- **What to produce**
Select all lines with the string "this" in them, and copy those lines.

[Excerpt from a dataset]
============================================================

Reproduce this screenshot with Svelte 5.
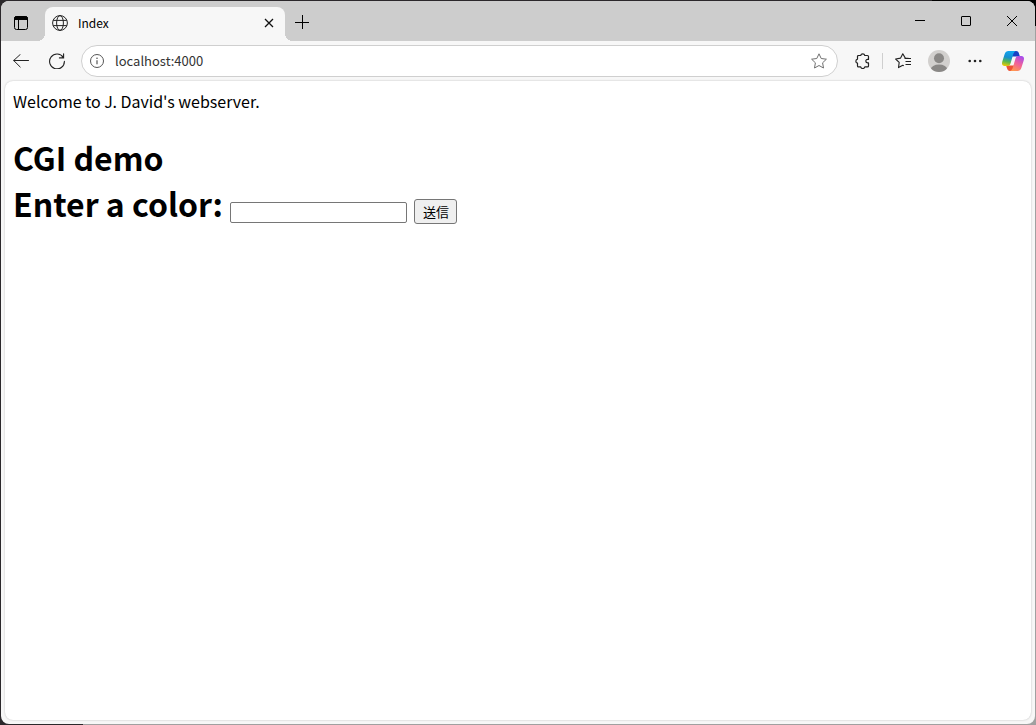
<script lang="ts">
  let address = 'localhost:4000';
  let color = '';
</script>

<div class="desktop">
  <div class="window">
    <header class="titlebar">
      <button class="tab-actions" aria-label="Tab actions">
        <svg width="16" height="16" viewBox="0 0 16 16" fill="none" stroke="#000">
          <rect x="1.5" y="1.5" width="13" height="13" rx="2" />
          <path d="M1.5 4.5v-1a2 2 0 0 1 2-2h9a2 2 0 0 1 2 2v1z" fill="#000" />
          <path d="M5.5 5v9.5" />
        </svg>
      </button>

      <div class="tab">
        <svg width="16" height="16" viewBox="0 0 16 16" fill="none" stroke="#222">
          <circle cx="8" cy="8" r="7.4" />
          <ellipse cx="8" cy="8" rx="3.4" ry="7.4" />
          <path d="M1.2 5.4h13.6M1.2 10.6h13.6" />
        </svg>
        <span class="tab-title">Index</span>
        <button class="tab-close" aria-label="Close tab">
          <svg width="10" height="10" viewBox="0 0 10 10" stroke="#111" stroke-width="1.3">
            <path d="M1 1l8 8M9 1l-8 8" />
          </svg>
        </button>
      </div>

      <button class="new-tab" aria-label="New tab">
        <svg width="14" height="14" viewBox="0 0 14 14" stroke="#000">
          <path d="M7.5 0v14M0 7.5h14" />
        </svg>
      </button>

      <div class="window-buttons">
        <button aria-label="Minimize">
          <svg width="10" height="10" viewBox="0 0 10 10" stroke="#000"><path d="M0 4.5h10" /></svg>
        </button>
        <button aria-label="Maximize">
          <svg width="10" height="10" viewBox="0 0 10 10" fill="none" stroke="#000">
            <rect x="0.5" y="0.5" width="9" height="9" rx="0.5" />
          </svg>
        </button>
        <button aria-label="Close">
          <svg width="10" height="10" viewBox="0 0 10 10" stroke="#000"><path d="M0 0l10 10M10 0L0 10" /></svg>
        </button>
      </div>
    </header>

    <nav class="toolbar">
      <button class="nav-btn" aria-label="Back">
        <svg width="16" height="14" viewBox="0 0 16 14" fill="none" stroke="#222" stroke-linecap="round">
          <path d="M15.5 6.5H.8M7.2 .5L.7 6.5l6.5 6.5" />
        </svg>
      </button>
      <button class="nav-btn" aria-label="Refresh">
        <svg width="16" height="16" viewBox="0 0 16 16" fill="none" stroke="#222" stroke-width="1.1" stroke-linecap="round">
          <path d="M14.2 4.4A7.4 7.4 0 1 0 15.4 8.4M14.6.8v4.1h-4.2" />
        </svg>
      </button>

      <div class="address-bar">
        <button class="info" aria-label="View site information">
          <svg width="14" height="14" viewBox="0 0 14 14" fill="none" stroke="#555">
            <circle cx="7" cy="7" r="6.5" />
            <path d="M7 6.2v4" stroke-width="1.2" />
            <circle cx="7" cy="4.2" r="0.8" fill="#555" stroke="none" />
          </svg>
        </button>
        <input class="address" type="text" aria-label="Address" bind:value={address} />
        <button class="favorite" aria-label="Add to favorites">
          <svg width="16" height="16" viewBox="0 0 16 16" fill="none" stroke="#707070" stroke-linejoin="round">
            <path d="M8 .8l2.2 4.7 5.2.7-3.8 3.6.9 5.2L8 12.5 3.5 15l.9-5.2L.6 6.2l5.2-.7z" />
          </svg>
        </button>
      </div>

      <button class="nav-btn extensions" aria-label="Extensions">
        <svg width="16" height="16" viewBox="0 0 16 16" fill="none" stroke="#222" stroke-width="1.2" stroke-linejoin="round">
          <path d="M4.5 2.5h2.2a2.1 2.1 0 0 1 4.1 0h2.7a1 1 0 0 1 1 1v2.9h-1a1.7 1.7 0 0 0 0 3.4h1v3.1a1 1 0 0 1-1 1h-2.7a2.1 2.1 0 0 1-4.1 0H4.5a1 1 0 0 1-1-1v-2.7a2.1 2.1 0 0 1 0-4.1V3.5a1 1 0 0 1 1-1z" />
        </svg>
      </button>
      <span class="divider"></span>
      <button class="nav-btn" aria-label="Favorites">
        <svg width="17" height="16" viewBox="0 0 17 16" fill="none" stroke="#222" stroke-width="1.1" stroke-linejoin="round">
          <path d="M14.5 5.5l-4.2-.4L7.8.8 5.6 5.1l-5 .9 3.6 3.4-.7 5.2 4.3-2.3 1 .4M9.5 5.5H16M10.5 8.5H16M10.5 11.5H16" />
        </svg>
      </button>
      <button class="nav-btn" aria-label="Profile">
        <svg width="22" height="22" viewBox="0 0 22 22">
          <clipPath id="avatar"><circle cx="11" cy="11" r="11" /></clipPath>
          <g clip-path="url(#avatar)">
            <path d="M0 0h22v22H0z" fill="#d2d0ce" />
            <circle cx="11" cy="8.2" r="5" fill="#8a8886" />
            <ellipse cx="11" cy="19.5" rx="8.2" ry="5" fill="#8a8886" />
          </g>
        </svg>
      </button>
      <button class="nav-btn" aria-label="Settings and more">
        <svg width="14" height="4" viewBox="0 0 14 4" fill="#222">
          <circle cx="1.7" cy="2" r="1.3" />
          <circle cx="7" cy="2" r="1.3" />
          <circle cx="12.3" cy="2" r="1.3" />
        </svg>
      </button>
      <button class="nav-btn copilot" aria-label="Copilot">
        <svg width="22" height="20" viewBox="0 0 22 20">
          <defs>
            <linearGradient id="cool" x1="0.4" y1="0" x2="0.2" y2="1">
              <stop offset="0" stop-color="#12a5ee" />
              <stop offset="0.4" stop-color="#168fd0" />
              <stop offset="0.7" stop-color="#5cb94c" />
              <stop offset="1" stop-color="#f6c900" />
            </linearGradient>
            <linearGradient id="warm" x1="0.8" y1="0" x2="0.3" y2="1">
              <stop offset="0" stop-color="#a44cef" />
              <stop offset="0.5" stop-color="#f0609a" />
              <stop offset="1" stop-color="#ff9850" />
            </linearGradient>
          </defs>
          <path d="M10 0h4c2 0 2.6 1.2 3.2 3.2l.7 2.3H10z" fill="#1741c4" />
          <path d="M12 20H8c-2 0-2.6-1.2-3.2-3.2l-.7-2.3H12z" fill="#ee5235" />
          <path d="M6.5 0H14c-1.6.5-2.4 2-3 4L8.6 12.2C8 14.2 7 15 5 15H2.6C.3 15-.5 13.2.3 10.5l2.3-7.3C3.4.9 4.6 0 6.5 0z" fill="url(#cool)" />
          <path d="M15.5 20H8c1.6-.5 2.4-2 3-4l2.4-8.2C14 5.8 15 5 17 5h2.4c2.3 0 3.1 1.8 2.3 4.5l-2.3 7.3c-.8 2.3-2 3.2-3.9 3.2z" fill="url(#warm)" />
        </svg>
      </button>
    </nav>

    <main class="page">
      Welcome to J. David's webserver.
      <form on:submit|preventDefault>
        <h1>
          CGI demo<br />
          <label for="color">Enter a color:</label>
          <input id="color" type="text" bind:value={color} />
          <button type="submit">送信</button>
        </h1>
      </form>
    </main>
  </div>
</div>

<style>
  :global(body) {
    margin: 0;
  }

  .desktop {
    box-sizing: border-box;
    min-height: 100vh;
    display: flex;
    padding: 1px;
    background: linear-gradient(to right, #2b282b 90%, #000 90%) top / 100% 26px no-repeat,
      linear-gradient(to right, #2b282b 8%, #a0a0a0 8%);
    font-family: "Noto Sans CJK JP", sans-serif;
  }

  .window {
    flex: 1;
    min-width: 0;
    display: flex;
    flex-direction: column;
    overflow: hidden;
    border-radius: 8px;
    background: #f7f7f7;
  }

  .titlebar button,
  .toolbar button {
    display: flex;
    align-items: center;
    justify-content: center;
    flex: none;
    padding: 0;
    border: none;
    background: none;
  }

  .titlebar {
    display: flex;
    height: 40px;
    background: #cdcdcd;
  }

  .titlebar .tab-actions {
    width: 40px;
    padding-top: 4px;
  }

  .tab {
    position: relative;
    box-sizing: border-box;
    display: flex;
    align-items: center;
    width: 240px;
    margin: 6px 0 0 4px;
    padding: 0 11px 2px 7px;
    border-radius: 8px 8px 0 0;
    background: #f7f7f7;
  }

  /* inverted corners where the tab meets the toolbar */
  .tab::before,
  .tab::after {
    content: '';
    position: absolute;
    bottom: 0;
    width: 8px;
    height: 8px;
  }

  .tab::before {
    right: 100%;
    background: radial-gradient(circle at 0 0, #cdcdcd 8px, #f7f7f7 8px);
  }

  .tab::after {
    left: 100%;
    background: radial-gradient(circle at 100% 0, #cdcdcd 8px, #f7f7f7 8px);
  }

  .tab-title {
    flex: 1;
    margin-left: 10px;
    font-size: 12px;
    line-height: 16px;
  }

  .titlebar .new-tab {
    width: 34px;
    padding-top: 2px;
  }

  .window-buttons {
    display: flex;
    margin-left: auto;
  }

  .titlebar .window-buttons button {
    width: 46px;
  }

  .toolbar {
    display: flex;
    align-items: center;
    height: 40px;
    padding-left: 2px;
  }

  .toolbar .nav-btn {
    width: 36px;
    height: 32px;
  }

  .address-bar {
    box-sizing: border-box;
    display: flex;
    align-items: center;
    flex: 1;
    min-width: 0;
    height: 32px;
    margin-left: 6px;
    padding: 0 10px 0 8px;
    border: 1px solid #cfcfcf;
    border-radius: 16px;
    background: #fff;
  }

  .address {
    flex: 1;
    min-width: 0;
    margin-left: 11px;
    padding: 0;
    border: none;
    outline: none;
    background: none;
    color: #333;
    font: 13px/20px "Noto Sans CJK JP", sans-serif;
  }

  .toolbar .extensions {
    margin-left: 6px;
  }

  .divider {
    width: 1px;
    height: 16px;
    margin: 0 2px;
    background: #cfcfcf;
  }

  .toolbar .copilot {
    width: 40px;
    margin-right: 2px;
  }

  .page {
    flex: 1;
    margin: 0 4px 4px;
    padding: 8px;
    border-radius: 8px;
    background: #fff;
    box-shadow: 0 0 2px rgba(0, 0, 0, 0.25);
    color: #000;
    font-size: 16px;
  }

  h1 {
    margin: 21px 0;
    font-size: 32px;
  }

  h1 input {
    box-sizing: border-box;
    width: 177px;
    height: 21px;
    padding: 1px 2px;
    border: 1px solid #767676;
    border-radius: 2px;
    font-size: 13px;
  }

  h1 button {
    min-width: 43px;
    height: 25px;
    padding: 1px 7px;
    border: 1px solid #767676;
    border-radius: 3px;
    background: #efefef;
    color: #000;
    font: 13px "Noto Sans CJK JP", sans-serif;
  }
</style>
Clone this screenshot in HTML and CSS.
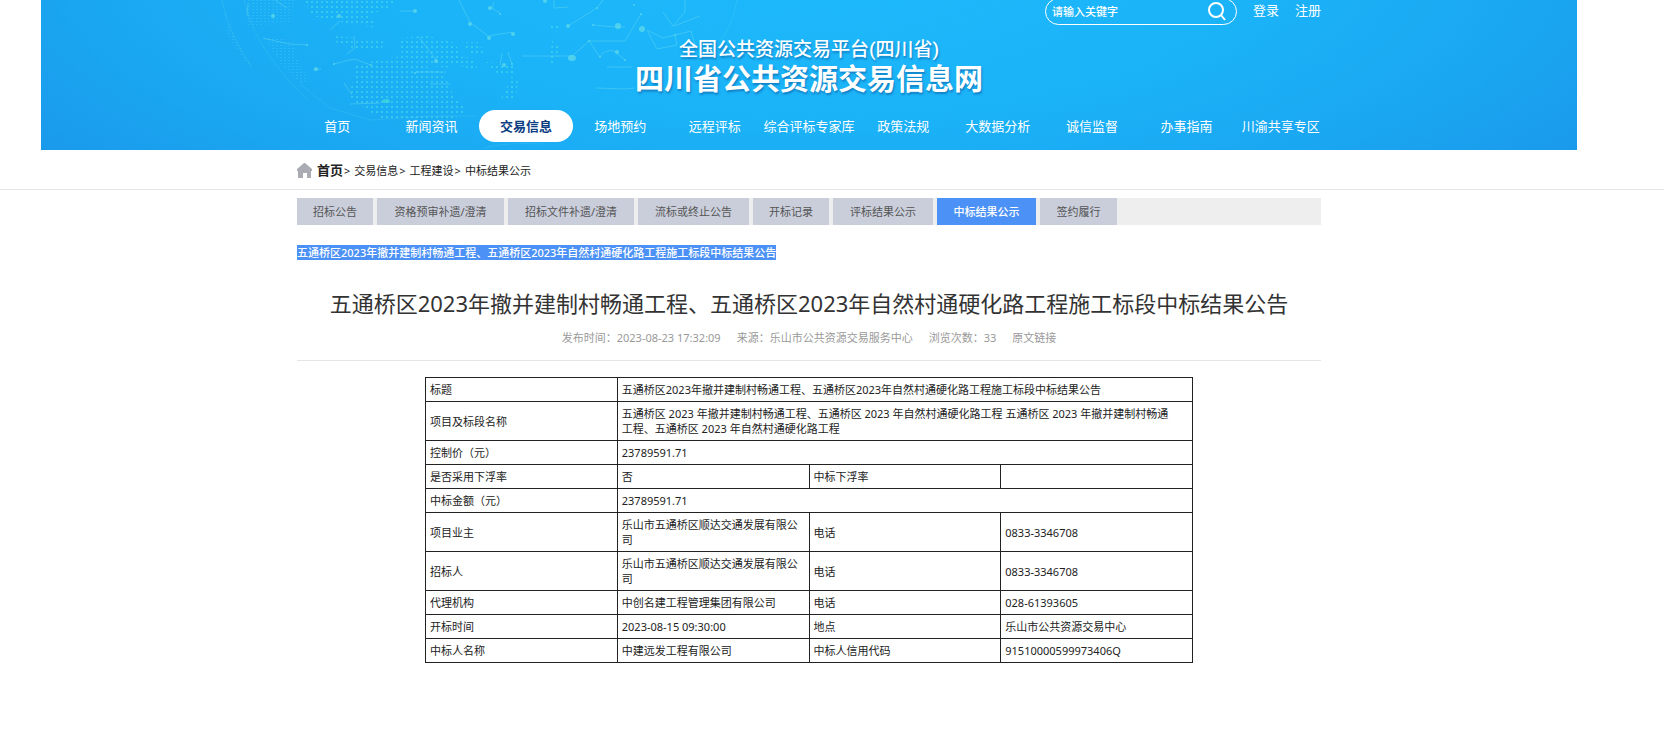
FILE: index.html
```html
<!DOCTYPE html>
<html lang="zh-CN">
<head>
<meta charset="utf-8">
<title>中标结果公示</title>
<link rel="stylesheet" href="styles.css">
</head>
<body>
<header class="band">
  <div class="banner">
    <svg class="globe" viewBox="0 0 560 150" width="560" height="150" aria-hidden="true">
      <defs>
        <pattern id="dots" width="5" height="5" patternUnits="userSpaceOnUse"><circle cx="2" cy="2" r="1" fill="#4fe0e6"/></pattern>
        <pattern id="fine" width="4" height="3" patternUnits="userSpaceOnUse"><rect width="2" height="1" fill="#4fd0f4"/></pattern>
      </defs>
      <g opacity=".7">
        <path fill="url(#dots)" d="M104 0h92l-6 8-20 6 6 14-24-4-20-4-20-4zM134 36l24 2 28 4-6 8-24 0-20-8zM198 38l30-2 24 6 8 8 0 12-14 6-24-4-18-8-6-10zM262 42l18 0 4 12-12 2zM254 56l20 2 4 12-20-4zM286 62l26 2 4 10-18 0zM156 66l22-6 24-4 24 10 16 6 8 14 4 12 14 12-14 8-30 2-40 0-20-12-16-12 6-18zM346 24l14 2-4 6zM352 40l8 6-6 18-4-2zM310 76l8 4-2 18-16 2 6-10z"/>
        <path fill="url(#fine)" opacity=".45" d="M48 0h46l-2 22-44 4zM64 38l28 2 6 22 12 18-8 4-20-18zM24 10l8 22 20 34-4 0-20-30z"/>
      </g>
      <g fill="none" stroke="#6fe0ee" stroke-width="1" opacity=".4">
        <path d="M75 0l12 8M48 4l-1 12M63 38l26 6 19 1M154 36l1 12-8 6M134 64l20-5 17 6M218 36l19 25M130 30l10-9M200 11h15M259 0l11 22 18 14 25-4M322 56h50M292 8l8 5M292 8l2-6M354 0l0 8 14-1M403 0l-6 8-29 18M441 14l-16 27h-36l-18 16M389 41l11 16M400 57q4-8 14-6l11 9M393 25l22 2 10 0M447 30l16 8 12-3 2 10-20 4-10-19M463 12l10 14 12-14 0-12M474 26l26-10M475 35l16-4 4 14M407 67h25M396 88l28 1 10-1M302 53l-2 12M308 52l4 12M216 72h30M230 84h20M113 70l8-1M150 104l30-1M144 83l8 12"/>
        <path opacity=".45" d="M22 0c6 26 14 44 30 68M44 0c8 34 28 66 64 100M537 0q-4 24-16 40M100 84l30 24 40 12 60-4 46 0M284 148q20-6 60-4"/>
      </g>
      <g fill="#62ddea" opacity=".7">
        <circle cx="73" cy="16" r="2"/><circle cx="270" cy="24" r="2"/><circle cx="289" cy="38" r="2"/><circle cx="313" cy="34" r="2"/><circle cx="215" cy="11" r="2"/><circle cx="290" cy="8" r="2"/><circle cx="300" cy="14" r="1"/><circle cx="345" cy="1" r="2"/><circle cx="139" cy="16" r="2"/><circle cx="134" cy="64" r="1"/><circle cx="236" cy="61" r="2"/><circle cx="215" cy="73" r="1"/><circle cx="304" cy="65" r="2"/><circle cx="312" cy="64" r="1"/><circle cx="116" cy="69" r="2"/><ellipse cx="186" cy="101" rx="4" ry="2" fill="#45dbd8"/><circle cx="368" cy="26" r="2"/><circle cx="397" cy="8" r="1"/><circle cx="393" cy="25" r="1"/><circle cx="418" cy="26" r="3"/><circle cx="434" cy="5" r="1"/><circle cx="441" cy="14" r="1"/><circle cx="442" cy="29" r="3"/><circle cx="417" cy="52" r="2"/><ellipse cx="372" cy="58" rx="4" ry="3"/><circle cx="425" cy="60" r="1"/><circle cx="400" cy="57" r="1"/><circle cx="107" cy="45" r="1"/><circle cx="171" cy="65" r="1"/><circle cx="389" cy="41" r="1"/><circle cx="475" cy="35" r="1"/>
      </g>
    </svg>
    <div class="wrap">
      <div class="tools">
        <form class="search">
          <input type="text" aria-label="请输入关键字" placeholder="请输入关键字">
          <button type="button" aria-label="搜索"><svg viewBox="0 0 18 19" width="18" height="19"><circle cx="8" cy="8" r="7"/><path d="M13 13L17 18"/></svg></button>
        </form>
        <a href="#">登录</a>
        <a href="#">注册</a>
      </div>
      <div class="logo">
        <div class="logo-sub">全国公共资源交易平台(四川省)</div>
        <div class="logo-main">四川省公共资源交易信息网</div>
      </div>
      <nav class="nav">
        <a href="#">首页</a><a href="#">新闻资讯</a><a href="#" class="on">交易信息</a><a href="#">场地预约</a><a href="#">远程评标</a><a href="#">综合评标专家库</a><a href="#">政策法规</a><a href="#">大数据分析</a><a href="#">诚信监督</a><a href="#">办事指南</a><a href="#">川渝共享专区</a>
      </nav>
    </div>
  </div>
</header>
<div class="band crumbs">
  <div class="wrap crumb-row">
    <svg viewBox="0 0 15 15" width="15" height="15" aria-hidden="true"><path fill="#a9acb3" d="M7 0h1l7 6v2h-1v7h-4v-5H6v5H1V8H0V6z"/></svg>
    <a href="#" class="home">首页</a><span>&gt;</span><a href="#">交易信息</a><span>&gt;</span><a href="#">工程建设</a><span>&gt;</span><a href="#">中标结果公示</a>
  </div>
</div>
<main class="band">
  <div class="wrap">
    <div class="tabs">
      <button type="button">招标公告</button><button type="button">资格预审补遗/澄清</button><button type="button">招标文件补遗/澄清</button><button type="button">流标或终止公告</button><button type="button">开标记录</button><button type="button">评标结果公示</button><button type="button" class="on">中标结果公示</button><button type="button">签约履行</button>
    </div>
    <p class="lead"><mark>五通桥区2023年撤并建制村畅通工程、五通桥区2023年自然村通硬化路工程施工标段中标结果公告</mark></p>
    <h1>五通桥区2023年撤并建制村畅通工程、五通桥区2023年自然村通硬化路工程施工标段中标结果公告</h1>
    <div class="meta"><span>发布时间：2023-08-23 17:32:09</span><span>来源：乐山市公共资源交易服务中心</span><span>浏览次数：33</span><a href="#">原文链接</a></div>
    <table>
      <colgroup><col><col><col><col></colgroup>
      <tbody>
      <tr><td>标题</td><td colspan="3">五通桥区2023年撤并建制村畅通工程、五通桥区2023年自然村通硬化路工程施工标段中标结果公告</td></tr>
      <tr><td>项目及标段名称</td><td colspan="3">五通桥区 2023 年撤并建制村畅通工程、五通桥区 2023 年自然村通硬化路工程 五通桥区 2023 年撤并建制村畅通<br>工程、五通桥区 2023 年自然村通硬化路工程</td></tr>
      <tr><td>控制价（元）</td><td colspan="3">23789591.71</td></tr>
      <tr><td>是否采用下浮率</td><td>否</td><td>中标下浮率</td><td></td></tr>
      <tr><td>中标金额（元）</td><td colspan="3">23789591.71</td></tr>
      <tr><td>项目业主</td><td>乐山市五通桥区顺达交通发展有限公司</td><td>电话</td><td>0833-3346708</td></tr>
      <tr><td>招标人</td><td>乐山市五通桥区顺达交通发展有限公司</td><td>电话</td><td>0833-3346708</td></tr>
      <tr><td>代理机构</td><td>中创名建工程管理集团有限公司</td><td>电话</td><td>028-61393605</td></tr>
      <tr><td>开标时间</td><td>2023-08-15 09:30:00</td><td>地点</td><td>乐山市公共资源交易中心</td></tr>
      <tr><td>中标人名称</td><td>中建远发工程有限公司</td><td>中标人信用代码</td><td>91510000599973406Q</td></tr>
      </tbody>
    </table>
  </div>
</main>
</body>
</html>
```
FILE: styles.css
```css
* { box-sizing: border-box; }
body {
  margin: 0;
  background: #fff;
  color: #222;
  font: 11px/15px "Noto Sans", "Noto Sans CJK SC", sans-serif;
}
a { color: inherit; text-decoration: none; }
input, button { font: inherit; color: inherit; border: 0; padding: 0; background: none; }
.band { padding-right: 46px; }
.wrap { max-width: 1024px; margin: 0 auto; }

.banner {
  position: relative;
  overflow: hidden;
  max-width: 1536px;
  margin: 0 auto;
  padding-bottom: 8px;
  color: #fff;
  background: radial-gradient(ellipse 1000px 330px at 50% -30px, #1db9fb 0%, #1bb3f8 45%, #1aa7f1 72%, #1a96e9 100%);
}
.globe { position: absolute; left: 159px; top: 0; }
.banner .wrap { position: relative; }
.tools {
  display: flex;
  justify-content: flex-end;
  align-items: center;
  gap: 16px;
  height: 27px;
  margin-top: -2px;
  font-size: 13px;
}
.tools a { padding-bottom: 2px; }
.search {
  display: flex;
  align-items: center;
  width: 192px;
  height: 27px;
  padding: 0 10px 0 6px;
  border: 1px solid #fff;
  border-radius: 14px;
}
.search input { flex: 1; min-width: 0; font-size: 11px; font-weight: 500; outline: 0; }
.search input::placeholder { color: #fff; opacity: 1; }
.search button { display: flex; }
.search svg { fill: none; stroke: #fff; stroke-width: 2; }
.logo {
  padding-top: 13px;
  text-align: center;
  font-family: Roboto, "Noto Sans CJK SC", sans-serif;
  text-shadow: 1px 2px 2px rgba(10, 80, 150, .5);
}
.logo-sub { font-size: 19px; line-height: 24px; font-weight: 500; }
.logo-main { font-size: 29px; line-height: 36px; font-weight: 700; }
.nav {
  display: grid;
  grid-template-columns: repeat(11, 1fr);
  margin: 12px -7px 0;
  font-size: 13px;
  line-height: 32px;
  text-align: center;
  white-space: nowrap;
}
.nav .on { background: #fff; color: #0a3c82; font-weight: 600; border-radius: 16px; }

.crumbs { border-bottom: 1px solid #e5e5e5; }
.crumb-row { display: flex; align-items: center; height: 39px; padding-top: 2px; }
.crumb-row span { margin: 0 4px 0 1px; }
.crumb-row .home { margin-left: 5px; font-size: 13px; font-weight: 600; }

.tabs {
  display: grid;
  grid-template-columns: 76px 127px 126px 111px 76px 100px 99px 77px;
  gap: 4px;
  margin-top: 8px;
  background: #eee;
}
.tabs button { height: 27px; background: #cacedb; color: #555; white-space: nowrap; }
.tabs .on { background: #4c91f5; color: #fff; font-weight: 500; }
.lead { margin: 20px 0 0; }
.lead mark { display: inline-block; background: #4c91f5; color: #fff; font-weight: 500; }
h1 {
  margin: 27px 0 0;
  font-size: 22px;
  line-height: 32px;
  font-weight: 400;
  color: #333;
  text-align: center;
}
.meta {
  display: flex;
  justify-content: center;
  gap: 16px;
  padding: 11px 0 15px;
  border-bottom: 1px solid #e5e5e5;
  color: #999;
}
table {
  width: 75%;
  margin: 16px auto 85px;
  border-collapse: collapse;
  table-layout: fixed;
}
td { height: 24px; padding: 4px; border: 1px solid #222; }
```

============================================================

- **Expected answer**
Reproduce this screenshot with Svelte 5.
Clone this screenshot in HTML and CSS.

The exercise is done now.